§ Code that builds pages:
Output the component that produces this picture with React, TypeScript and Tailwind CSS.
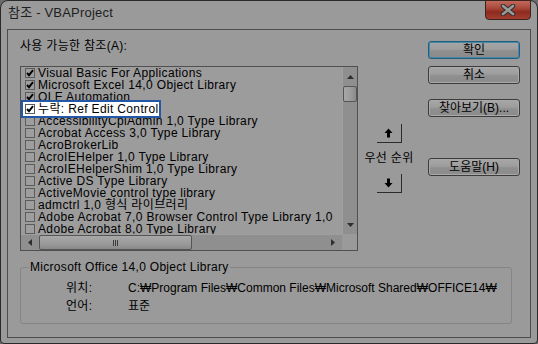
import React from 'react';

const rows: { t: string; c: boolean; sel?: boolean }[] = [
  { t: 'Visual Basic For Applications', c: true },
  { t: 'Microsoft Excel 14,0 Object Library', c: true },
  { t: 'OLE Automation', c: true },
  { t: '누락: Ref Edit Control', c: true, sel: true },
  { t: 'AccessibilityCplAdmin 1,0 Type Library', c: false },
  { t: 'Acrobat Access 3,0 Type Library', c: false },
  { t: 'AcroBrokerLib', c: false },
  { t: 'AcroIEHelper 1,0 Type Library', c: false },
  { t: 'AcroIEHelperShim 1,0 Type Library', c: false },
  { t: 'Active DS Type Library', c: false },
  { t: 'ActiveMovie control type library', c: false },
  { t: 'admctrl 1,0 형식 라이브러리', c: false },
  { t: 'Adobe Acrobat 7,0 Browser Control Type Library 1,0', c: false },
  { t: 'Adobe Acrobat 8,0 Type Library', c: false },
];

function Check({ checked, white }: { checked: boolean; white?: boolean }) {
  return (
    <div
      className={
        'w-[10px] h-[10px] shrink-0 border border-[#5c5c5c] flex items-center justify-center ' +
        (white ? 'bg-white' : 'bg-[#9e9e9e]')
      }
    >
      {checked && (
        <svg width="8" height="8" viewBox="0 0 8 8">
          <path d="M1 4 L3 6.2 L7 1.2" fill="none" stroke="#000" strokeWidth="1.9" />
        </svg>
      )}
    </div>
  );
}

function Btn({ children, def }: { children: React.ReactNode; def?: boolean }) {
  return (
    <div
      className={
        'w-[92px] h-[18px] rounded-[3px] border flex items-center justify-center text-[12px] leading-[12px] text-black bg-[linear-gradient(#a7a7a7_0%,#9d9d9d_45%,#8f8f8f_55%,#8b8b8b_100%)] ' +
        (def
          ? 'border-[#1f5f80] shadow-[inset_0_0_0_1px_#4a87a6]'
          : 'border-[#3c3c3c] shadow-[inset_0_0_0_1px_#a9a9a9]')
      }
    >
      {children}
    </div>
  );
}

function ArrowBtn({ up }: { up?: boolean }) {
  return (
    <div className="w-[25px] h-[19px] border-r border-b border-[#2c2c2c] flex items-center justify-center">
      <svg width="9" height="10" viewBox="0 0 9 10">
        {up ? (
          <path d="M4.5 0.5 L8.5 5 L6 5 L6 9.5 L3 9.5 L3 5 L0.5 5 Z" fill="#000" />
        ) : (
          <path d="M4.5 9.5 L8.5 5 L6 5 L6 0.5 L3 0.5 L3 5 L0.5 5 Z" fill="#000" />
        )}
      </svg>
    </div>
  );
}

export default function App() {
  return (
    <div className="w-[538px] h-[344px] bg-[#6a6a6a] font-['Liberation_Sans','Noto_Sans_CJK_KR',sans-serif] text-black">
      <div className="w-[538px] h-[344px] bg-[#9a9a9a] border border-[#2a2a2a] rounded-t-[8px] rounded-b-[4px] flex flex-col">
        {/* title bar */}
        <div className="h-[28px] flex items-start justify-between pl-[7px] pr-[6px]">
          <div className="mt-[5px] text-[13px] leading-[14px] text-[#1e1e1e] tracking-[0.2px]">참조 - VBAProject</div>
          <div className="-mt-[1px] w-[46px] h-[20px] rounded-b-[4px] border border-[#3c2320] bg-[linear-gradient(#c06a5c_0%,#a9483a_40%,#8e2b1f_60%,#a33d2f_100%)] flex items-center justify-center">
            <svg width="16" height="12" viewBox="0 0 16 12">
              <path d="M3 2 L13 10 M13 2 L3 10" stroke="#2f2f2f" strokeWidth="4.6" strokeLinecap="round" />
              <path d="M3 2 L13 10 M13 2 L3 10" stroke="#9a9a9a" strokeWidth="2.6" strokeLinecap="round" />
            </svg>
          </div>
        </div>
        {/* client */}
        <div className="flex-1 ml-[6px] mr-[6px] mb-[5px] border border-[#4c4c4c] flex flex-col">
          <div className="flex pl-[12px] pt-[10px]">
            {/* left */}
            <div className="w-[338px] flex flex-col">
              <div className="h-[12px] text-[12px] leading-[12px] tracking-[0.3px] whitespace-nowrap">사용 가능한 참조(A):</div>
              <div className="mt-[14px] w-[338px] h-[185px] border border-[#505050] bg-[#9c9c9c] grid grid-cols-[321px_15px] grid-rows-[167px_16px]">
                <div className="relative overflow-hidden">
                  {rows.map((r, i) => (
                    <div key={i} className="relative h-[12px] flex items-center pl-[4px] gap-[3px]">
                      <Check checked={r.c} />
                      <span className="text-[12px] leading-[12px] whitespace-nowrap tracking-[0.35px]">{r.t}</span>
                      {r.sel && (
                        <div className="absolute left-0 top-[-3px] w-[140px] h-[18px] border-2 border-[#2457a6] bg-white flex items-center pl-[2px] gap-[3px] z-10">
                          <Check checked white />
                          <span className="text-[12px] leading-[12px] whitespace-nowrap tracking-[0.35px]">{r.t}</span>
                        </div>
                      )}
                    </div>
                  ))}
                </div>
                {/* vertical scrollbar */}
                <div className="bg-[#8f8f8f] border-l border-[#9f9f9f] flex flex-col">
                  <div className="h-[19px] flex items-center justify-center">
                    <svg width="7" height="4" viewBox="0 0 7 4">
                      <path d="M0 4 L3.5 0 L7 4 Z" fill="#2e2e2e" />
                    </svg>
                  </div>
                  <div className="h-[16px] mx-[0px] rounded-[2px] border border-[#555] bg-[linear-gradient(90deg,#a8a8a8,#9a9a9a_60%,#8a8a8a)]" />
                  <div className="flex-1" />
                  <div className="h-[19px] flex items-center justify-center">
                    <svg width="7" height="4" viewBox="0 0 7 4">
                      <path d="M0 0 L3.5 4 L7 0 Z" fill="#2e2e2e" />
                    </svg>
                  </div>
                </div>
                {/* horizontal scrollbar */}
                <div className="bg-[#8f8f8f] border-t border-[#9f9f9f] flex items-stretch">
                  <div className="w-[18px] flex items-center justify-center">
                    <svg width="4" height="7" viewBox="0 0 4 7">
                      <path d="M4 0 L0 3.5 L4 7 Z" fill="#2e2e2e" />
                    </svg>
                  </div>
                  <div className="w-[153px] rounded-[2px] border border-[#555] bg-[linear-gradient(#a8a8a8,#9a9a9a_60%,#8a8a8a)] flex items-center justify-center gap-[1px]">
                    <div className="w-[1px] h-[6px] bg-[#3a3a3a]" />
                    <div className="w-[1px] h-[6px] bg-[#3a3a3a]" />
                    <div className="w-[1px] h-[6px] bg-[#3a3a3a]" />
                  </div>
                  <div className="flex-1" />
                  <div className="w-[18px] flex items-center justify-center">
                    <svg width="4" height="7" viewBox="0 0 4 7">
                      <path d="M0 0 L4 3.5 L0 7 Z" fill="#2e2e2e" />
                    </svg>
                  </div>
                </div>
                <div className="bg-[#9a9a9a]" />
              </div>
            </div>
            {/* middle */}
            <div className="w-[52px] ml-[5px] flex flex-col items-center pt-[84px]">
              <ArrowBtn up />
              <div className="mt-[9px] h-[12px] text-[12px] leading-[12px] whitespace-nowrap tracking-[0.3px]">우선 순위</div>
              <div className="mt-[10px]">
                <ArrowBtn />
              </div>
            </div>
            {/* right */}
            <div className="ml-[13px] flex flex-col pt-[1px]">
              <Btn def>확인</Btn>
              <div className="mt-[7px]">
                <Btn>취소</Btn>
              </div>
              <div className="mt-[15px]">
                <Btn>찾아보기(B)...</Btn>
              </div>
              <div className="mt-[41px]">
                <Btn>도움말(H)</Btn>
              </div>
            </div>
          </div>
          {/* group box */}
          <fieldset className="mt-[10px] ml-[12px] w-[492px] h-[63px] border border-[#858585] rounded-[3px] pl-[8px]">
            <legend className="px-[1px] text-[12px] leading-[12px] tracking-[0.3px] whitespace-nowrap">
              Microsoft Office 14,0 Object Library
            </legend>
            <div className="mt-[9px] ml-[37px] flex flex-col gap-[6px] text-[12px] leading-[12px] whitespace-nowrap">
              <div className="flex">
                <span className="w-[62px] tracking-[0.3px]">위치:</span>
                <span className="tracking-[0px]">C:₩Program Files₩Common Files₩Microsoft Shared₩OFFICE14₩</span>
              </div>
              <div className="flex">
                <span className="w-[62px] tracking-[0.3px]">언어:</span>
                <span>표준</span>
              </div>
            </div>
          </fieldset>
        </div>
      </div>
    </div>
  );
}
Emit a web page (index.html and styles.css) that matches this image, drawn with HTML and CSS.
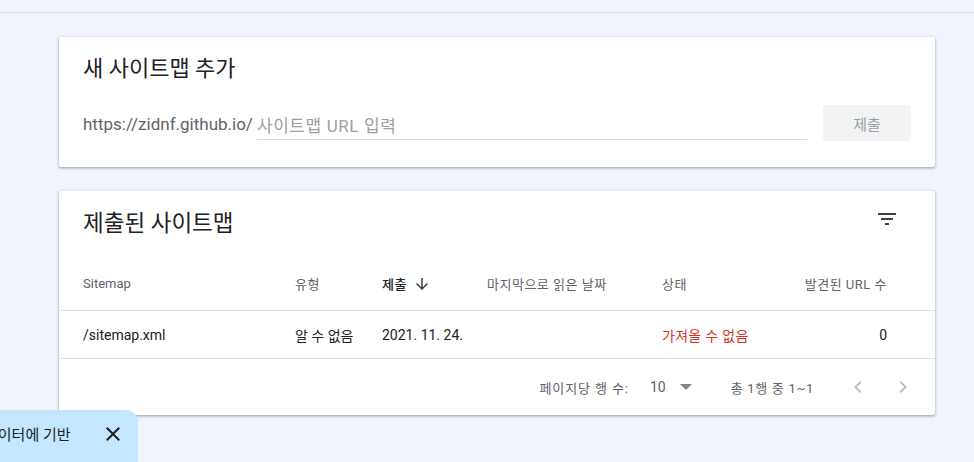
FILE: index.html
```html
<!DOCTYPE html>
<html lang="ko">
<head>
<meta charset="utf-8">
<title>Sitemaps</title>
<link rel="stylesheet" href="styles.css">
</head>
<body>
<div class="topbar"></div>
<main class="main">
  <section class="card add-card">
    <h2 class="title-sm">새 사이트맵 추가</h2>
    <div class="url-row">
      <span class="prefix">https://zidnf.github.io/</span>
      <div class="input-wrap"><span class="placeholder">사이트맵 URL 입력</span></div>
      <button class="submit-btn" type="button">제출</button>
    </div>
  </section>

  <section class="card list-card">
    <div class="list-head">
      <h2 class="title-lg">제출된 사이트맵</h2>
      <svg class="filter-icon" width="24" height="24" viewBox="0 0 24 24"><path d="M10 18h4v-2h-4v2zM3 6v2h18V6H3zm3 7h12v-2H6v2z" fill="#3c4043"/></svg>
    </div>
    <div class="grid header-row">
      <div class="hcell">Sitemap</div>
      <div class="hcell ko">유형</div>
      <div class="hcell ko sorted">제출 <svg class="arrow" width="18" height="18" viewBox="0 0 24 24"><path d="M20 12l-1.41-1.41L13 16.17V4h-2v12.17l-5.58-5.59L4 12l8 8 8-8z" fill="#3c4043"/></svg></div>
      <div class="hcell ko">마지막으로 읽은 날짜</div>
      <div class="hcell ko">상태</div>
      <div class="hcell ko right">발견된 URL 수</div>
    </div>
    <div class="grid data-row">
      <div class="dcell">/sitemap.xml</div>
      <div class="dcell">알 수 없음</div>
      <div class="dcell">2021. 11. 24.</div>
      <div class="dcell"></div>
      <div class="dcell error">가져올 수 없음</div>
      <div class="dcell right">0</div>
    </div>
    <div class="pager">
      <span class="pager-label ko">페이지당 행 수:</span>
      <span class="pager-select">10 <span class="tri"></span></span>
      <span class="pager-range ko">총 1행 중 1~1</span>
      <svg class="chev chev-left" width="24" height="24" viewBox="0 0 24 24"><path d="M15.41 7.41L14 6l-6 6 6 6 1.41-1.41L10.83 12z" fill="#bdc1c6"/></svg>
      <svg class="chev chev-right" width="24" height="24" viewBox="0 0 24 24"><path d="M10 6L8.59 7.41 13.17 12l-4.58 4.59L10 18l6-6z" fill="#bdc1c6"/></svg>
    </div>
  </section>
</main>

<div class="toast">
  <span class="toast-text">데이터에 기반</span>
  <svg class="toast-close" width="24" height="24" viewBox="0 0 24 24"><path d="M19 6.41L17.59 5 12 10.59 6.41 5 5 6.41 10.59 12 5 17.59 6.41 19 12 13.41 17.59 19 19 17.59 13.41 12z" fill="#1f1f1f"/></svg>
</div>
</body>
</html>
```
FILE: styles.css
```css
* { box-sizing: border-box; }
html, body { margin: 0; padding: 0; }
body {
  background: #f1f4fc;
  font-family: Roboto, "Noto Sans CJK KR", sans-serif;
  color: #202124;
  width: 974px;
  height: 462px;
  overflow: hidden;
  position: relative;
}
.topbar {
  height: 13px;
  border-bottom: 1px solid #dadce0;
}
.main {
  padding: 24px 0 0 59px;
  display: flex;
  flex-direction: column;
  gap: 24px;
}
.card {
  width: 876px;
  background: #fff;
  border-radius: 2px;
  box-shadow: 0 1px 2px rgba(60,64,67,.3), 0 1px 3px 1px rgba(60,64,67,.15);
}
.add-card {
  height: 130px;
  padding: 18px 24px 0 24px;
}
.title-sm {
  margin: 0;
  font-size: 22px;
  line-height: 28px;
  font-weight: 400;
  color: #202124;
}
.url-row {
  margin-top: 22px;
  display: flex;
  align-items: center;
  height: 36px;
}
.prefix {
  font-size: 17px;
  color: #5f6368;
  margin-right: 4px;
  position: relative;
  top: 1px;
}
.input-wrap {
  flex: 1;
  height: 33px;
  border-bottom: 1px solid #dadce0;
  display: flex;
  align-items: flex-end;
  padding-bottom: 2px;
}
.placeholder {
  font-size: 17px;
  letter-spacing: 0.6px;
  color: #9aa0a6;
}
.submit-btn {
  margin-left: 16px;
  width: 88px;
  height: 36px;
  border: none;
  border-radius: 4px;
  background: #f1f3f4;
  color: #9aa0a6;
  font-family: Roboto, "Noto Sans CJK KR", sans-serif;
  font-size: 15px;
  padding: 0;
}
.list-card {
  height: 224px;
  display: flex;
  flex-direction: column;
}
.list-head {
  height: 64px;
  padding: 18px 36px 0 24px;
  display: flex;
  justify-content: space-between;
  align-items: flex-start;
}
.title-lg {
  margin: 0;
  font-size: 22.5px;
  line-height: 28px;
  font-weight: 400;
  color: #202124;
}
.filter-icon { margin-top: -2px; }
.grid {
  display: grid;
  grid-template-columns: 212px 87px 105px 175px 120px 1fr;
  padding: 0 48px 0 24px;
  align-items: center;
}
.header-row {
  height: 56px;
  border-bottom: 1px solid #e0e0e0;
  font-size: 13px;
  color: #5f6368;
  padding-top: 2px;
}
.ko { letter-spacing: 0.5px; }
.hcell { display: flex; align-items: center; white-space: nowrap; }
.hcell.right, .dcell.right { justify-content: flex-end; text-align: right; }
.sorted { color: #202124; font-weight: 500; }
.arrow { margin-left: 6px; }
.data-row {
  height: 48px;
  border-bottom: 1px solid #e0e0e0;
  font-size: 14px;
  color: #202124;
}
.dcell { white-space: nowrap; }
.error { color: #d93025; letter-spacing: 0.3px; }
.pager {
  flex: 1;
  display: flex;
  align-items: center;
  justify-content: flex-end;
  padding-right: 20px;
  font-size: 13px;
  color: #5f6368;
}
.pager-label { margin-right: 21px; letter-spacing: 0.9px; }
.pager-select {
  font-size: 14px;
  display: flex;
  align-items: center;
  margin-right: 39px;
}
.tri {
  display: inline-block;
  width: 0; height: 0;
  margin-left: 14px;
  border-left: 6px solid transparent;
  border-right: 6px solid transparent;
  border-top: 6px solid #80868b;
}
.pager-range { margin-right: 32px; letter-spacing: 0.7px; }
.chev-left { margin-right: 21px; }
.toast {
  position: absolute;
  left: -24px;
  top: 410px;
  width: 162px;
  height: 60px;
  background: #c2e7ff;
  border-top-right-radius: 12px;
  display: flex;
  align-items: flex-start;
  padding: 13px 0 0 8px;
}
.toast-text {
  font-size: 15px;
  color: #1f1f1f;
  line-height: 24px;
  white-space: nowrap;
}
.toast-close {
  position: absolute;
  left: 125px;
  top: 12px;
}
```
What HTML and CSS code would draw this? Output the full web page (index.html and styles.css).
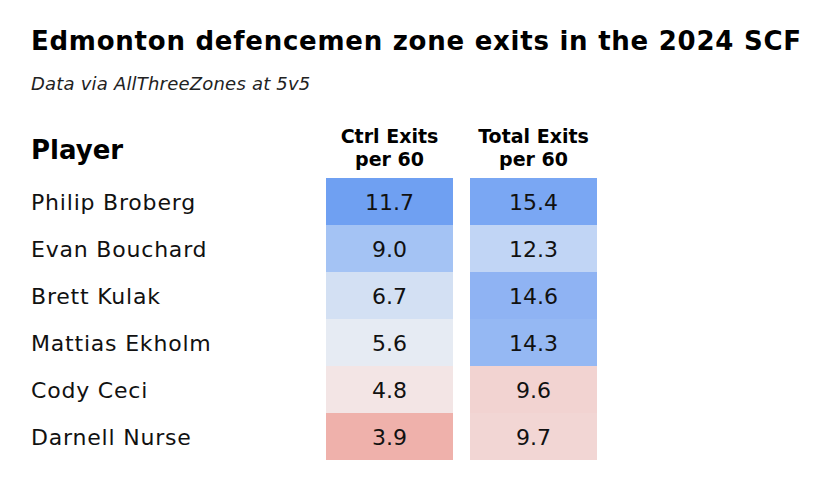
FILE: index.html
```html
<!DOCTYPE html>
<html lang="en">
<head>
<meta charset="utf-8">
<title>Edmonton defencemen zone exits</title>
<link rel="stylesheet" href="styles.css">
</head>
<body>
<main class="chart">
  <h1 class="title">Edmonton defencemen zone exits in the 2024 SCF</h1>
  <p class="subtitle">Data via AllThreeZones at 5v5</p>
  <div class="table">
    <div class="head head-player">Player</div>
    <div class="head head-stat">Ctrl Exits<br>per 60</div>
    <div class="head head-stat">Total Exits<br>per 60</div>

    <div class="name">Philip Broberg</div>
    <div class="cell" style="background:#6fa0f2">11.7</div>
    <div class="cell" style="background:#7aa7f3">15.4</div>

    <div class="name">Evan Bouchard</div>
    <div class="cell" style="background:#a4c3f4">9.0</div>
    <div class="cell" style="background:#c1d5f5">12.3</div>

    <div class="name">Brett Kulak</div>
    <div class="cell" style="background:#d3e0f3">6.7</div>
    <div class="cell" style="background:#8fb3f3">14.6</div>

    <div class="name">Mattias Ekholm</div>
    <div class="cell" style="background:#e6ebf3">5.6</div>
    <div class="cell" style="background:#95b8f3">14.3</div>

    <div class="name">Cody Ceci</div>
    <div class="cell" style="background:#f3e5e5">4.8</div>
    <div class="cell" style="background:#f2d3d1">9.6</div>

    <div class="name">Darnell Nurse</div>
    <div class="cell" style="background:#efb1ab">3.9</div>
    <div class="cell" style="background:#f2d6d4">9.7</div>
  </div>
</main>
</body>
</html>
```

FILE: styles.css
```css
html, body {
  margin: 0;
  padding: 0;
  background: #ffffff;
}

body {
  font-family: "DejaVu Sans", "Noto Sans", sans-serif;
  color: #111111;
}

.chart {
  padding: 23px 0 0 31px;
}

.title {
  margin: 0;
  font-size: 26px;
  line-height: 36px;
  font-weight: 700;
  color: #000000;
  letter-spacing: 0.75px;
  white-space: nowrap;
}

.subtitle {
  margin: 14px 0 0 0;
  font-size: 18px;
  line-height: 22px;
  font-style: italic;
  letter-spacing: 0.2px;
  color: #222222;
}

.table {
  margin-top: 25px;
  display: grid;
  grid-template-columns: 278px 127px 127px;
  grid-template-rows: 58px;
  grid-auto-rows: 47px;
  column-gap: 17px;
}

.head {
  font-weight: 700;
  color: #000000;
}

.head-player {
  font-size: 26px;
  line-height: 34px;
  align-self: end;
  padding-bottom: 11px;
}

.head-stat {
  font-size: 19px;
  line-height: 23px;
  text-align: center;
  align-self: end;
  padding-bottom: 7px;
}

.name {
  font-size: 22px;
  letter-spacing: 0.8px;
  display: flex;
  align-items: center;
  padding-top: 2px;
  color: #111111;
}

.cell {
  font-size: 22px;
  display: flex;
  align-items: center;
  justify-content: center;
  padding-top: 2px;
  color: #111111;
}
```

§ Description of the task: Begin at the first line of the data above and repeat each line exactly, stopping after the line containing "import React from 'react';". Omit the pictures.

§ Task answer:
Output the component that produces this picture with React, TypeScript and Tailwind CSS.
import React from 'react';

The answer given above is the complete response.